The process, in that case, is linear. But if you offer multiple products or subscription level, it can take a more 2-dimensional, complex shape. That’s why drawing the concept on paper can be helpful to get a grasp of the potential complexity.

Designing Communications and Content

Having built the flowchart, it’s time to outline, design, and write the content that will help you optimize your customer onboarding processes. This content, naturally, should be informed by everything you now know about your clients’ needs and your success goals.
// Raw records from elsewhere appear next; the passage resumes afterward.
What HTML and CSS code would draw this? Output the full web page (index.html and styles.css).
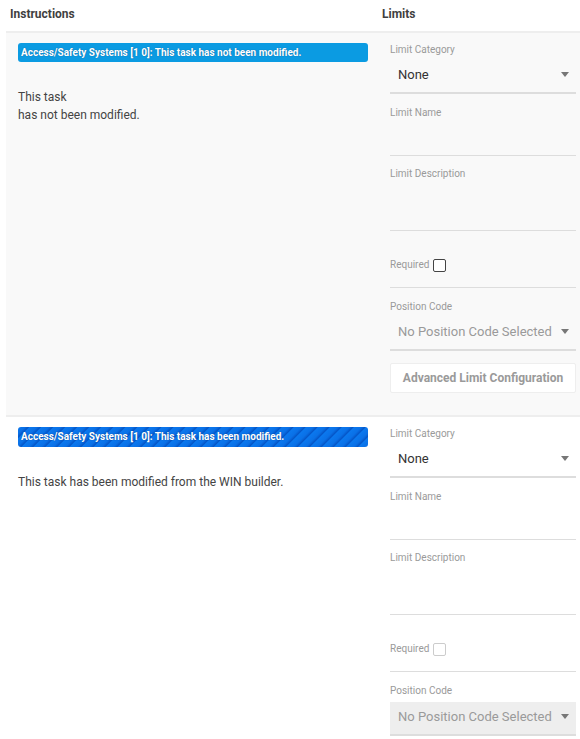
FILE: index.html
```html
<!DOCTYPE html>
<html lang="en">
<head>
<meta charset="utf-8">
<title>Instructions and Limits</title>
<link rel="stylesheet" href="styles.css">
</head>
<body>
<div class="page">
  <div class="header">
    <div class="header-cell">Instructions</div>
    <div class="header-cell">Limits</div>
  </div>

  <div class="task task-alt">
    <div class="instructions">
      <div class="badge">Access/Safety Systems [1 0]: This task has not been modified.</div>
      <div class="instr-text">This task<br>has not been modified.</div>
    </div>
    <div class="limits">
      <div class="field">
        <div class="label">Limit Category</div>
        <div class="select"><span class="value">None</span><span class="caret"></span></div>
      </div>
      <div class="field field-line">
        <div class="label">Limit Name</div>
        <div class="input"></div>
      </div>
      <div class="field field-line">
        <div class="label">Limit Description</div>
        <div class="textarea"></div>
      </div>
      <div class="field field-line field-check">
        <div class="check-row"><span class="label">Required</span><span class="checkbox"></span></div>
      </div>
      <div class="field">
        <div class="label">Position Code</div>
        <div class="select"><span class="value placeholder">No Position Code Selected</span><span class="caret"></span></div>
      </div>
      <button class="adv-btn" type="button">Advanced Limit Configuration</button>
    </div>
  </div>

  <div class="task">
    <div class="instructions">
      <div class="badge badge-modified">Access/Safety Systems [1 0]: This task has been modified.</div>
      <div class="instr-text">This task has been modified from the WIN builder.</div>
    </div>
    <div class="limits">
      <div class="field">
        <div class="label">Limit Category</div>
        <div class="select"><span class="value">None</span><span class="caret"></span></div>
      </div>
      <div class="field field-line">
        <div class="label">Limit Name</div>
        <div class="input"></div>
      </div>
      <div class="field field-line">
        <div class="label">Limit Description</div>
        <div class="textarea"></div>
      </div>
      <div class="field field-line field-check">
        <div class="check-row"><span class="label">Required</span><span class="checkbox checkbox-disabled"></span></div>
      </div>
      <div class="field">
        <div class="label">Position Code</div>
        <div class="select select-disabled"><span class="value placeholder">No Position Code Selected</span><span class="caret"></span></div>
      </div>
    </div>
  </div>
</div>
</body>
</html>
```

FILE: styles.css
```css
* { box-sizing: border-box; }

html, body {
  margin: 0;
  padding: 0;
  background: #ffffff;
}

body {
  font-family: Roboto, "Liberation Sans", Arial, sans-serif;
  color: #444444;
  width: 580px;
  overflow: hidden;
}

.header {
  display: grid;
  grid-template-columns: 372px 1fr;
  margin-left: 6px;
  height: 31px;
  align-items: center;
}

.header-cell {
  padding-left: 4px;
  font-size: 12px;
  font-weight: 700;
  color: #3f3f3f;
  padding-bottom: 3px;
}

.task {
  display: grid;
  grid-template-columns: 372px 1fr;
  margin-left: 6px;
  border-top: 2px solid #eeeeee;
  background: #ffffff;
}

.task-alt {
  background: #f9f9f9;
}

.instructions {
  padding: 10px 10px 0 12px;
}

.badge {
  height: 19px;
  border-radius: 3px;
  background: #0b9be2;
  color: #ffffff;
  font-size: 10px;
  font-weight: 700;
  line-height: 19px;
  padding-left: 3px;
  white-space: nowrap;
  overflow: hidden;
  text-shadow: 0 0 1px rgba(0, 40, 90, 0.6);
}

.badge-modified {
  height: 20px;
  line-height: 20px;
  background: repeating-linear-gradient(135deg,
    #0b78ee 0px, #0a70e6 5px, #0456c8 7.5px, #0b78ee 8.5px);
}

.instr-text {
  margin-top: 26px;
  font-size: 12px;
  line-height: 18px;
  color: #444444;
}

.limits {
  padding: 11px 4px 22px 12px;
  display: flex;
  flex-direction: column;
}

.field {
  display: flex;
  flex-direction: column;
}

.field-line {
  border-bottom: 1px solid #dddddd;
}

.field + .field {
  margin-top: 13px;
}

.field-line + .field-line {
  margin-top: 12px;
}

.label {
  font-size: 10px;
  line-height: 12px;
  color: #9a9a9a;
}

.select {
  margin-top: 4px;
  height: 34px;
  padding: 0 7px 4px 8px;
  border-bottom: 2px solid #dddddd;
  display: flex;
  align-items: center;
  justify-content: space-between;
}

.select-disabled {
  background: #eeeeee;
  margin-top: 5px;
}

.value {
  font-size: 13px;
  color: #333333;
}

.placeholder {
  color: #9a9a9a;
}

.caret {
  width: 0;
  height: 0;
  border-left: 4.5px solid transparent;
  border-right: 4.5px solid transparent;
  border-top: 5px solid #777777;
  margin-top: 1px;
}

.input {
  height: 36px;
}

.textarea {
  height: 50px;
}

.field-check {
  padding-top: 15px;
  padding-bottom: 15px;
}

.check-row {
  display: flex;
  align-items: center;
  gap: 4px;
  height: 14px;
}

.checkbox {
  width: 13px;
  height: 13px;
  border: 1px solid #444444;
  border-radius: 2px;
  background: #ffffff;
}

.checkbox-disabled {
  border-color: #cccccc;
}

.adv-btn {
  margin-top: 12px;
  height: 30px;
  width: 100%;
  background: #ffffff;
  border: 1px solid #eeeeee;
  border-radius: 2px;
  font-family: Roboto, "Liberation Sans", Arial, sans-serif;
  font-size: 12px;
  font-weight: 700;
  color: #9a9a9a;
  padding: 0;
}
```
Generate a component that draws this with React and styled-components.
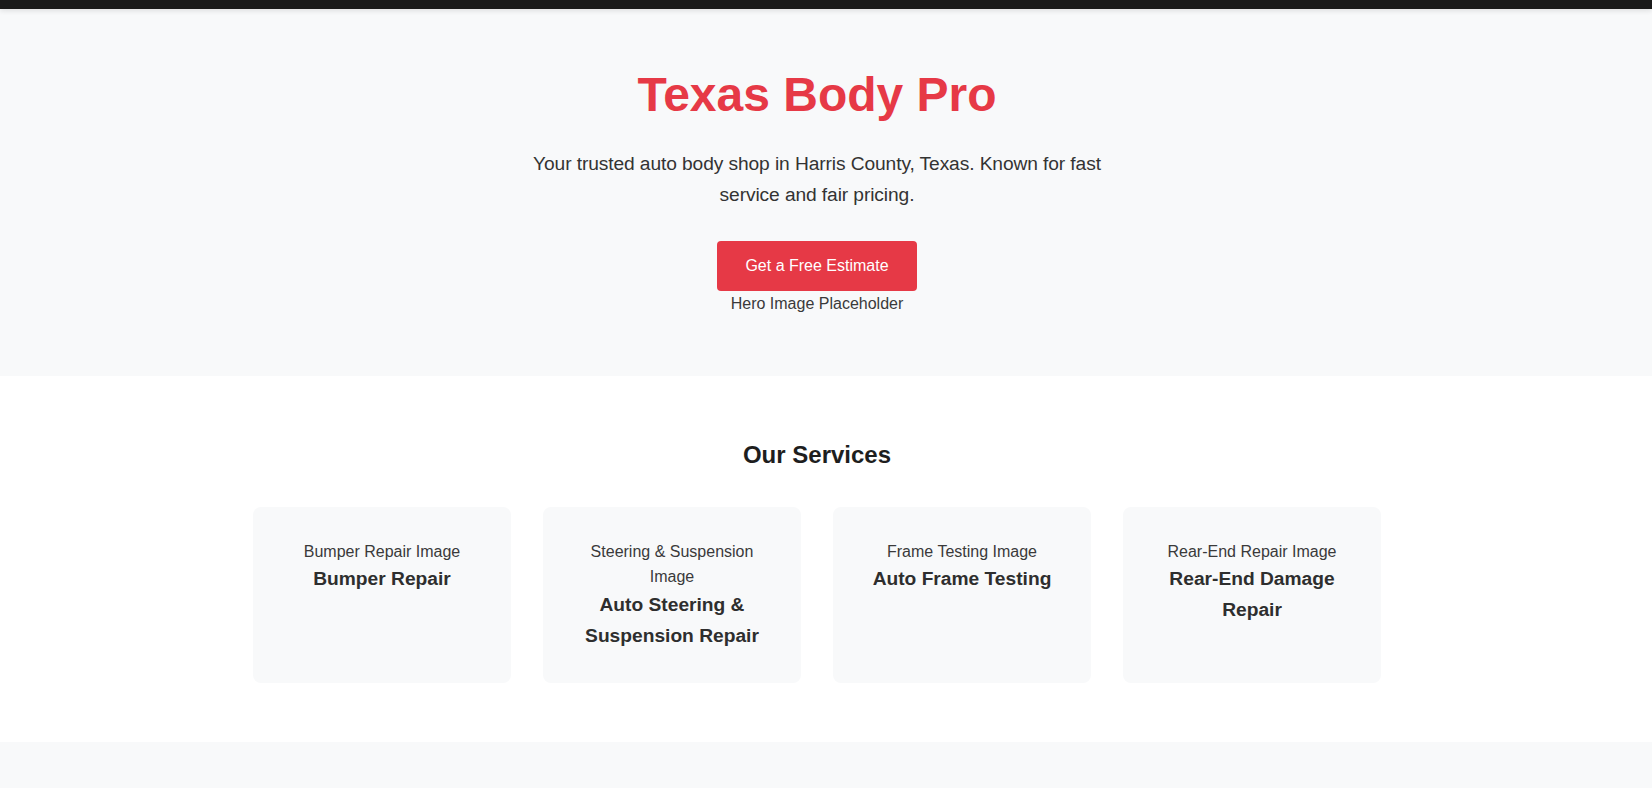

It starts with a simple welcome email. But it can go far beyond that email. Some companies build a knowledge base, in which they house tutorials and other learning materials to help ease the transition for new customers. Others schedule personal phone calls to ensure that after an introductory period, everything is going according to plan. Regardless of the steps you take, each of them should be designed to get your new customers engaged with your product or service.

Building the Workflow

Finally, with all the raw materials in place, it’s time to build the success workflow. Convert the flowchart into an automated process to save resources, and plug in your communications and content as needed.

VPOIDS, Inc. was able to improve its customer success rate by 50% simply by converting a manual flowchart into an automated workflow. The scalability of that process, along with better tracking capabilities, allow you to design a process that bridges the gap between the sale and long-term success.

Maximizing Your Customer Onboarding Success

In short, especially if you offer non-convenience products or services that require little to no adjustments on the side of your customers, onboarding should be a core part of your efforts to ensure long-term client success and business growth. The gap between sales and customer success can be large, and only a strategic onboarding process can help you close it.

That process may look very different depending on your customers’ needs and industry. But regardless of the details, it needs to be automated and scalable in order to provide the maximum possible return on investment. With the help of workflow software, you can accomplish just that.